I had high hopes for this book, but for me personally it became too bogged down in customized terminology (for some examples: “emotional conformation”, “emergent properties”,  “individual and group herd dynamics”, “P-type grading”, “Focus Agility”, etc) which became hard to follow.   Additionally, I felt like the book had a heavy emphasis on the training and performance of Thoroughbred race horses, which did not feel as applicable to the performance of riding horses.  However, I did appreciate that Thomas uses many specific case examples from his personal work to help highlight his concepts, and it is quite interesting to read how he problem solves various behavioral issues in the horses he is asked to evaluate.

While I don’t think I am capable of going out and assessing my horses’ personalities using Thomas’s system after reading this book, there were several positive aspects and messages that made me appreciate reading it anyway.  First, Thomas emphasized throughout the book the critical importance of good equine management in terms of maintaining the mental and physical well-being of your horse.  In Chapter 9, Thomas discusses “The Broken Circle: Potential Withholds and Equine Mental Illness”, and in the ensuing pages, details eight key causes of behavioral problems.  Many of these issues are the direct result of less than ideal horse management, including lack of exercise/excessive confinement,  improper weaning, separation from herd mates, and the stress of a change of career (i.e., a horse used to full work or showing/performance is abruptly transitioned to a retirement setting).   Thomas emphasizes the importance of movement, social interaction and mental stimulus in maintaining a horse’s overall health and happiness.
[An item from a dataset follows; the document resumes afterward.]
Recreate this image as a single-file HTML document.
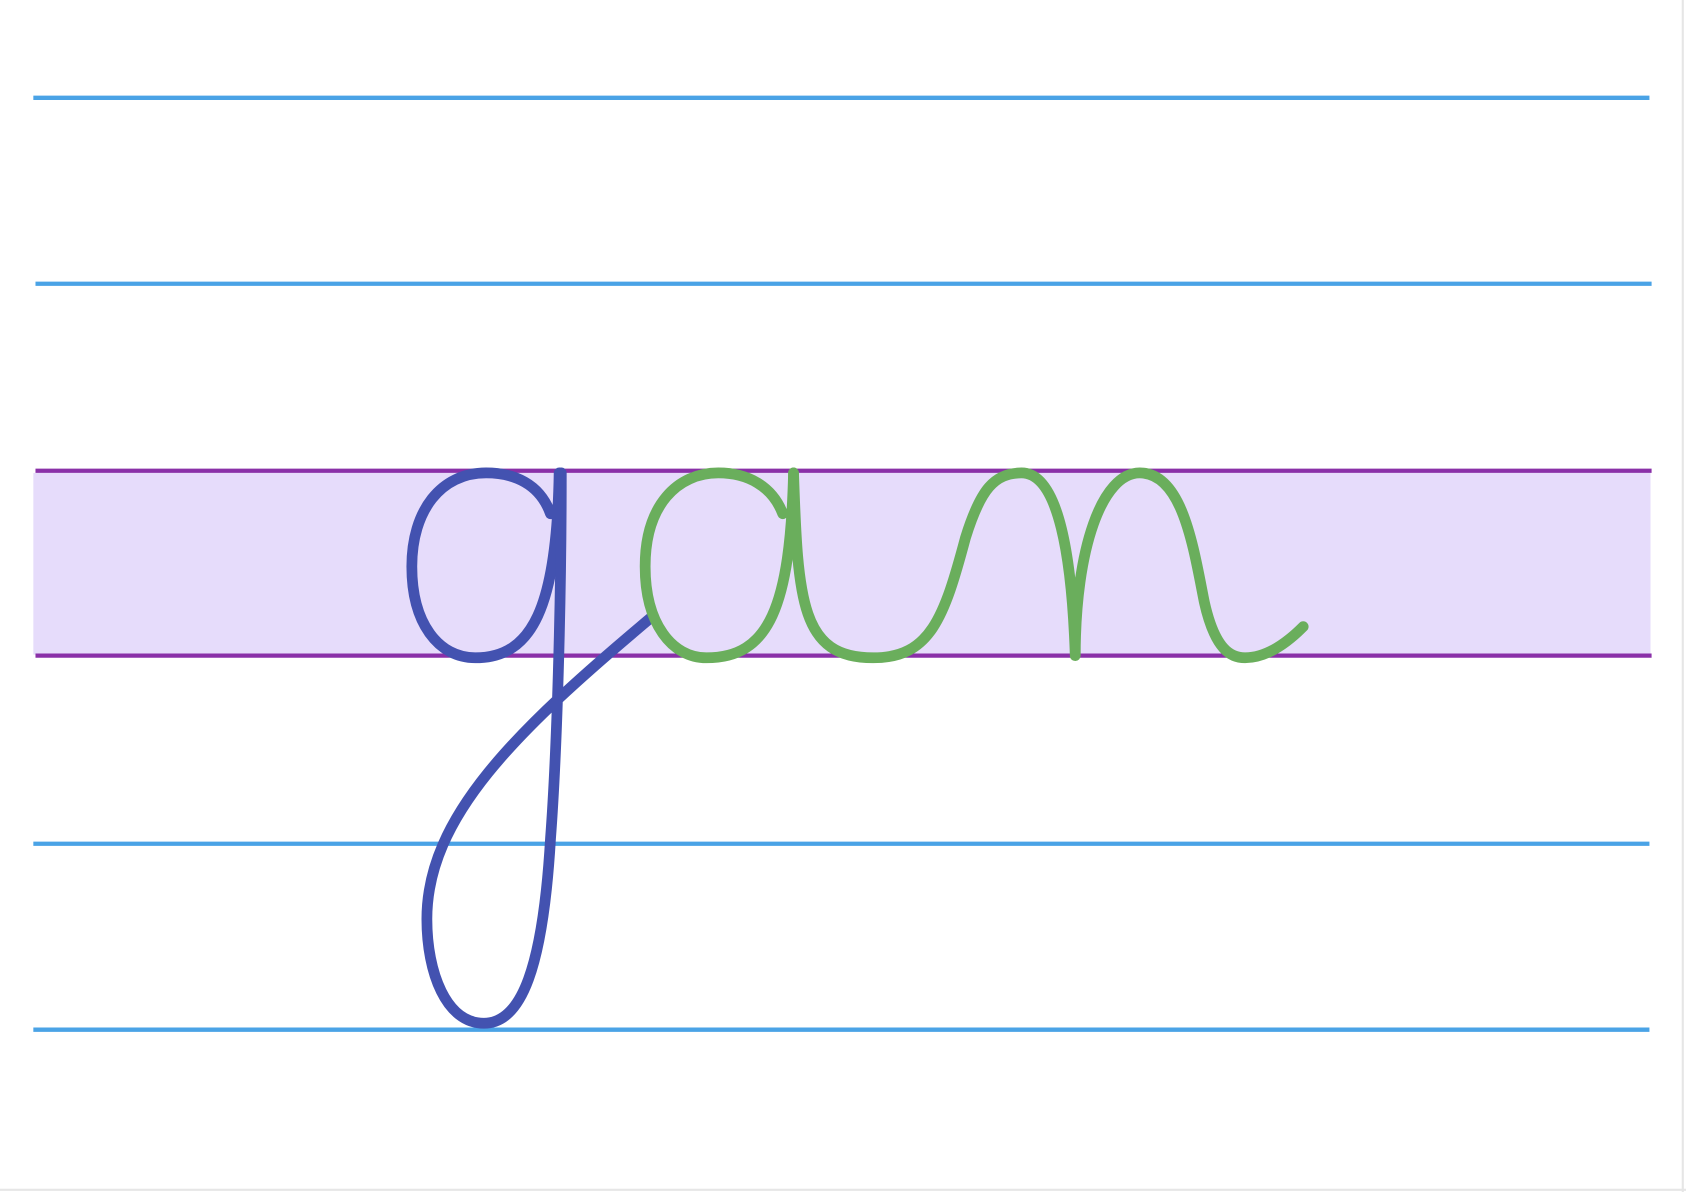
<!DOCTYPE html>
<html><head><meta charset="utf-8"><style>
html,body{margin:0;padding:0;background:#fff;}
svg{display:block;}
</style></head><body>
<svg width="1686" height="1192" viewBox="0 0 1568 1109" preserveAspectRatio="none" xmlns="http://www.w3.org/2000/svg">
<rect x="0" y="0" width="1568" height="1109" fill="#fff"/>
<line x1="1565" y1="0" x2="1565" y2="1109" stroke="#e6e6e6" stroke-width="2"/>
<line x1="0" y1="1107" x2="1568" y2="1107" stroke="#e6e6e6" stroke-width="2"/>
<rect x="31" y="440" width="1504" height="169" fill="#e6dcfb"/>
<line x1="31" y1="91" x2="1534" y2="91" stroke="#4aa3e6" stroke-width="4"/>
<line x1="33" y1="264" x2="1536" y2="264" stroke="#4aa3e6" stroke-width="4"/>
<line x1="33" y1="438" x2="1536" y2="438" stroke="#8a30a8" stroke-width="4"/>
<line x1="33" y1="610" x2="1536" y2="610" stroke="#8a30a8" stroke-width="4"/>
<line x1="31" y1="785" x2="1534" y2="785" stroke="#4aa3e6" stroke-width="4"/>
<line x1="31" y1="958" x2="1534" y2="958" stroke="#4aa3e6" stroke-width="4"/>
<g fill="none" stroke="#4352b0" stroke-width="10" stroke-linecap="round" stroke-linejoin="round">
<path d="M512,478 C502,450 478,440 452,440 C410,440 383,475 383,527 C383,580 408,612 442,612 C495,612 518,565 520,440"/>
<path d="M522,440 C522,560 518,700 512,780 C505,900 485,952 450,952 C415,952 397,905 397,855 C397,760 480,680 605,575"/>
</g>
<g fill="none" stroke="#6aae5c" stroke-width="10" stroke-linecap="round" stroke-linejoin="round">
<path d="M728,478 C718,452 695,440 668,440 C630,440 600,470 600,527 C600,580 625,612 657,612 C715,612 735,565 738,440"/>
<path d="M738,440 C742,560 745,612 812,612 C865,612 878,575 898,500 C912,455 925,440 950,440 C985,440 997,520 1000,610 C1000,510 1025,440 1060,440 C1100,440 1110,510 1120,560 C1130,605 1145,612 1158,612 C1180,612 1200,595 1212,583"/>
</g>
</svg>
</body></html>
One more concept which I took away from this book is a reminder that the horse is a creature of movement, and movement/action is part of their mechanism of communication within a herd.  We as trainers need to bear this in mind when working with our horses.  Thomas uses the term “Focus Agility” to define the natural ability of the horse to interpret stimulus while in motion (Thomas, 2012, p 114).  A horse may be physically athletic but if they cannot maintain their mental focus at the same time, their performance will be diminished.  Additionally, horses must be able to interpret stimuli while in motion—i.e., is that thing over there a threat or not, is that thing something worthy of my attention.  To help horses develop this skill, Thomas advocates incorporating simple management strategies to help continuously challenge your horse through “mental stimulus exercises” (Thomas, 2012, pp 43-47).  For one example, on a daily basis, change how your horse enters and leaves his paddock.

Overall, I found Horse Profiling to be easy to read, well-illustrated with current photographs and clearly organized.  I think that the book gets weighed down with terminology that is unique to Thomas’s system; it would have been helpful to have some way of continuously reviewing the terminology and its definitions as you moved through the chapters, or perhaps a glossary of these terms.  The examples cited in the book for the most part come from Thomas’ own experience, and they do help demonstrate how his theories work in practice.  However, I would have liked more specificity in terms of examples of “how to try this at home”—how to classify your own horse’s emotional conformation.

In general, I would recommend this book as worth a read if you have an interest in equine behavior. But be prepared to study it with care before the pieces come together.